Multiple Attention to Weight Fusion based Network for in-the-Wild Facial Expression Recognition

Kuan-Hsien Liu, Wen-Ren Liu, Tsung-Jung Liu, Wei-Shen Tai

Published: 2024, Last Modified: 11 Jul 2025ICCE-Taiwan 2024EveryoneRevisionsBibTeXCC BY-SA 4.0

Abstract: Real-world facial image obstruction poses challenges for facial expression recognition due to environmental factors, camera limitations, subject variability, and experimental conditions, leading to low image quality and classification difficulties. In response, we propose a cost-effective FER model comprising four modules: facial features extraction, facial features attention, stages weight-MLP, and stages weight fusion, aimed at addressing these challenges. The facial features extraction module extracts different features through multiple stages, while the facial features attention module employs multiple kernels to focus attention on relevant features.
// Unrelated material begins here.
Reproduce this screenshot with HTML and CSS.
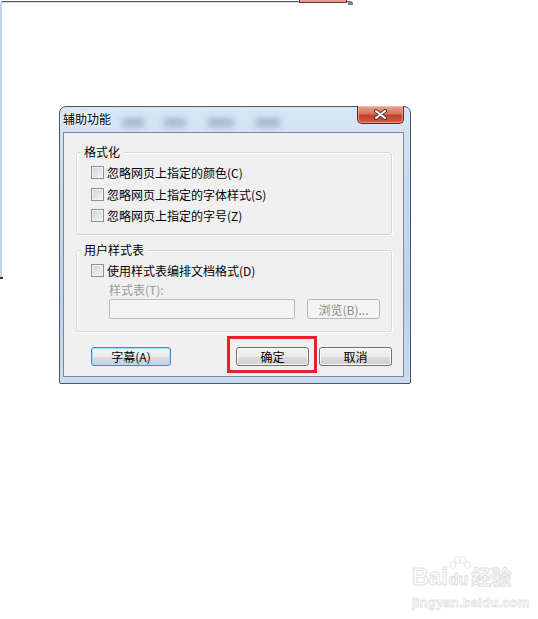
FILE: index.html
```html
<!DOCTYPE html>
<html lang="zh-CN">
<head>
    <meta charset="UTF-8">
    <meta name="viewport" content="width=device-width, initial-scale=1.0">
    <title>辅助功能</title>
    <link rel="stylesheet" href="styles.css">
</head>
<body>
    <div class="desktop">
        <!-- окно на заднем плане -->
        <div class="bg-window">
            <span class="bg-close"></span>
            <span class="bg-corner"></span>
            <span class="bg-foot"></span>
        </div>

        <!-- диалог -->
        <div class="dialog">
            <div class="titlebar">
                <span class="title">辅助功能</span>
                <span class="blur b1"></span>
                <span class="blur b2"></span>
                <span class="blur b3"></span>
                <span class="blur b4"></span>
                <span class="close-btn">
                    <svg width="15" height="11" viewBox="0 0 15 11">
                        <path d="M3 2 L12 9 M12 2 L3 9" stroke="#4a3a3a" stroke-width="4" stroke-linecap="round"/>
                        <path d="M3 2 L12 9 M12 2 L3 9" stroke="#ffffff" stroke-width="2" stroke-linecap="round"/>
                    </svg>
                </span>
            </div>

            <div class="client">
                <div class="group group-format">
                    <span class="legend">格式化</span>
                    <label class="check-row"><span class="check"></span>忽略网页上指定的颜色(C)</label>
                    <label class="check-row"><span class="check"></span>忽略网页上指定的字体样式(S)</label>
                    <label class="check-row"><span class="check"></span>忽略网页上指定的字号(Z)</label>
                </div>

                <div class="group group-style">
                    <span class="legend">用户样式表</span>
                    <label class="check-row"><span class="check"></span>使用样式表编排文档格式(D)</label>
                    <div class="field-label">样式表(T):</div>
                    <div class="field-row">
                        <span class="text-input"></span>
                        <span class="btn btn-disabled">浏览(B)...</span>
                    </div>
                </div>

                <div class="button-row">
                    <span class="btn btn-default btn-captions">字幕(A)</span>
                    <span class="btn btn-ok">确定</span>
                    <span class="btn btn-cancel">取消</span>
                </div>

                <!-- красная рамка-пометка -->
                <span class="highlight"></span>
            </div>
        </div>

        <!-- водяной знак -->
        <div class="watermark">
            <svg class="wm-paw" width="24" height="22" viewBox="0 0 24 22">
                <ellipse cx="5" cy="9" rx="3" ry="3.5" fill="#fff" stroke="#e4e4e4"/>
                <ellipse cx="9.5" cy="4" rx="3" ry="3.5" fill="#fff" stroke="#e4e4e4"/>
                <ellipse cx="15" cy="4" rx="3" ry="3.5" fill="#fff" stroke="#e4e4e4"/>
                <ellipse cx="19.5" cy="9" rx="3" ry="3.5" fill="#fff" stroke="#e4e4e4"/>
            </svg>
            <div class="wm-logo">Bai<span class="wm-du">du</span><span class="wm-cn">经验</span></div>
            <div class="wm-url">jingyan.baidu.com</div>
        </div>
    </div>
</body>
</html>
```

FILE: styles.css
```css
/* Основные стили */
body {
    margin: 0;
    background: #fff;
    font-family: "Noto Sans CJK SC", "Liberation Sans", sans-serif;
    font-size: 12px;
    color: #000;
}

.desktop {
    position: relative;
    width: 538px;
    height: 619px;
    overflow: hidden;
}

/* Окно на заднем плане */
.bg-window {
    position: absolute;
    left: 0;
    top: 1px;
    width: 348px;
    height: 275px;
    border-top: 1px solid #4d5865;
    border-left: 2px solid #bcd3ec;
    border-top-left-radius: 3px;
    box-shadow: inset 0 1px 0 #cfe0f2;
}

.bg-close {
    position: absolute;
    left: 297px;
    top: -2px;
    width: 46px;
    height: 2px;
    background: #e49a90;
    border: 1px solid #6b3a36;
    border-top: none;
}

.bg-corner {
    position: absolute;
    left: 346px;
    top: -1px;
    width: 5px;
    height: 4px;
    background: #7b7f84;
    border-top-right-radius: 3px;
}

.bg-foot {
    position: absolute;
    left: -2px;
    bottom: -2px;
    width: 3px;
    height: 2px;
    background: #333;
}

/* Диалог */
.dialog {
    position: absolute;
    left: 59px;
    top: 106px;
    width: 352px;
    height: 278px;
    box-sizing: border-box;
    border: 1px solid #4a5866;
    border-radius: 7px 7px 2px 2px;
    background: linear-gradient(to bottom, #d8e7f6 0%, #c6d9ee 30%, #bcd2ea 70%, #c9dcf0 100%);
    display: flex;
    flex-direction: column;
}

.titlebar {
    position: relative;
    height: 25px;
    padding: 3px 0 0 3px;
    box-sizing: border-box;
}

.title {
    position: relative;
    z-index: 1;
    line-height: 16px;
    text-shadow: 0 0 6px #fff, 0 0 3px #fff;
}

.blur {
    position: absolute;
    top: 11px;
    height: 9px;
    background: rgba(70, 90, 120, 0.32);
    filter: blur(3px);
}

.b1 { left: 62px; width: 22px; }
.b2 { left: 104px; width: 22px; }
.b3 { left: 148px; width: 26px; }
.b4 { left: 196px; width: 24px; }

.close-btn {
    position: absolute;
    right: 6px;
    top: -1px;
    width: 47px;
    height: 18px;
    box-sizing: border-box;
    border: 1px solid #5b2a24;
    border-top: none;
    border-radius: 0 0 5px 5px;
    background: linear-gradient(to bottom, #e9a597 0%, #d8725d 45%, #c4412c 55%, #cf5a40 100%);
    box-shadow: inset 0 0 0 1px rgba(255, 210, 200, 0.5);
    display: flex;
    justify-content: center;
    align-items: center;
}

.client {
    position: relative;
    height: 245px;
    margin: 0 6px 6px 3px;
    padding: 19px 0 0 12px;
    box-sizing: border-box;
    border: 1px solid #7b8896;
    background: #f0f0f0;
}

/* Групбоксы */
.group {
    position: relative;
    width: 316px;
    box-sizing: border-box;
    border: 1px solid #d5dadf;
    border-radius: 3px;
    box-shadow: inset 1px 1px 0 #fff, 1px 1px 0 #fff;
    padding-left: 14px;
}

.group-format {
    height: 83px;
    padding-top: 9px;
}

.group-style {
    height: 82px;
    margin-top: 15px;
    padding-top: 8px;
}

.legend {
    position: absolute;
    left: 4px;
    top: -9px;
    padding: 0 3px;
    line-height: 16px;
    background: #f0f0f0;
}

.check-row {
    display: flex;
    align-items: center;
    height: 21.5px;
    white-space: nowrap;
}

.group-style .check-row {
    height: 22px;
}

.check {
    width: 13px;
    height: 13px;
    box-sizing: border-box;
    margin-right: 3px;
    border: 1px solid #8e8f8f;
    background: linear-gradient(135deg, #cdd1d6 0%, #e6e8ea 60%, #f6f6f6 100%);
    box-shadow: inset 0 0 0 1px #f4f4f4;
}

.field-label {
    margin: 1px 0 0 18px;
    line-height: 16px;
    color: #9a9a9a;
}

.field-row {
    display: flex;
    margin: 1px 0 0 18px;
}

.text-input {
    width: 186px;
    height: 20px;
    box-sizing: border-box;
    border: 1px solid #bcbcbc;
    border-radius: 2px;
    background: #f3f3f3;
}

/* Кнопки */
.btn {
    display: flex;
    justify-content: center;
    align-items: center;
    width: 73px;
    height: 19px;
    box-sizing: border-box;
    border: 1px solid #707070;
    border-radius: 3px;
    background: linear-gradient(to bottom, #f2f2f2 0%, #ebebeb 50%, #dddddd 51%, #cfcfcf 100%);
    box-shadow: inset 0 0 0 1px #fbfbfb;
    white-space: nowrap;
}

.btn-disabled {
    margin-left: 12px;
    height: 20px;
    border-color: #b3b7ba;
    background: #f4f4f4;
    box-shadow: none;
    color: #8a8a8a;
}

.button-row {
    display: flex;
    margin-top: 15px;
}

.btn-captions {
    width: 80px;
    margin-left: 15px;
}

.btn-default {
    border-color: #3c8fcc;
    box-shadow: inset 0 0 0 1px #a9dcf6;
}

.btn-ok {
    margin-left: 65px;
}

.btn-cancel {
    margin-left: 10px;
}

.highlight {
    position: absolute;
    left: 163px;
    top: 203px;
    width: 90px;
    height: 37px;
    box-sizing: border-box;
    border: 3px solid #e5232b;
}

/* Водяной знак */
.watermark {
    position: absolute;
    left: 412px;
    top: 556px;
    width: 110px;
}

.wm-paw {
    position: absolute;
    left: 36px;
    top: 0;
}

.wm-logo {
    margin-top: 9px;
    font-family: "Liberation Sans", sans-serif;
    font-weight: bold;
    font-size: 23px;
    line-height: 24px;
    color: #fff;
    -webkit-text-stroke: 1px #e0e0e0;
    white-space: nowrap;
}

.wm-du {
    font-size: 16px;
    margin-left: 1px;
}

.wm-cn {
    font-family: "Noto Sans CJK SC", sans-serif;
    font-size: 20px;
    margin-left: 3px;
}

.wm-url {
    margin-top: 3px;
    font-family: "Liberation Sans", sans-serif;
    font-size: 13px;
    font-weight: bold;
    color: #fff;
    -webkit-text-stroke: 0.8px #e2e2e2;
    letter-spacing: 0.2px;
}
```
The stages weight-MLP module downsamples weight lengths while preserving tendencies, and the stages weight fusion module integrates weights from multiple stages to classify emotions. The computational cost of the model is 2.4G FLOPs and 14.4M parameters. We pre-trained the backbone on the MS-Celeb-1M dataset and evaluate the model on RAF-DB and AffectNet, achieving accuracies of 89.6% and 62.3%, respectively. The code of our proposed model will release on GitHub for further exploration and use.